At the moment, however, the DUP and Sinn Fein have demonstrated a willingness to gang-up on the junior parties: Margaret Ritchie a month ago and Michael McGimpsey at the start of November
All of this leaves the UUP and SDLP in an absurd position - ganged-up against in the Executive and in the Assembly and tarred with the same "but-aren't-you-also-in-the-Executive?" brush when things go wrong and deprived of any credit when things go right. Being neither fish nor fowl is bad for your party and bad for government.
The task of creating an Official Opposition is going to be a difficult one, not least because neither the DUP nor Sinn Fein is keen on the idea.

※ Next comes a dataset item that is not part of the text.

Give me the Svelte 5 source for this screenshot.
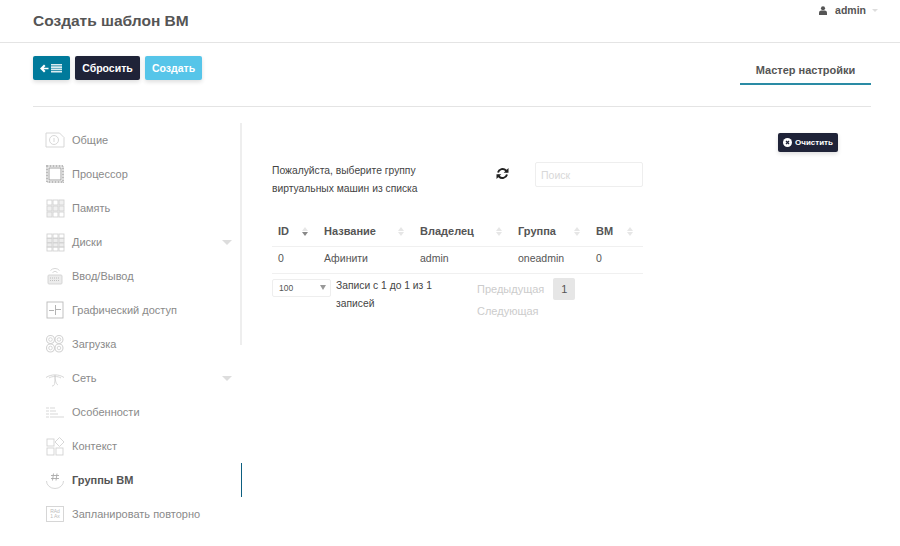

Jeffrey Donaldson has hinted that the DUP is looking at ways of securing a "voluntary coalition government at Stormont", but it seems unlikely that much will happen. Indeed, it looks like a cosmetic exercise designed to keep internal and external critics at bay.
Meanwhile, the existing arrangements encourage incompetence and poor government. The trouble is, it really is impossible to pinpoint and punish the weakest links in the system. And oddly enough, that's the one issue the DUP seems most reluctant to address.
It is true, of course, that if the UUP and SDLP, singly or together, withdrew from the Executive in the near future, they would be leaping into a no man's land. The mere act of describing yourself as the Opposition won't allow you to be the Opposition. Yet it is equally true that the ongoing lack of an Official Opposition will undermine democracy and ensure a form of government which will, in fact and in effect, be less accountable and less relevant than Direct Rule. Is that what we waited 35 years for?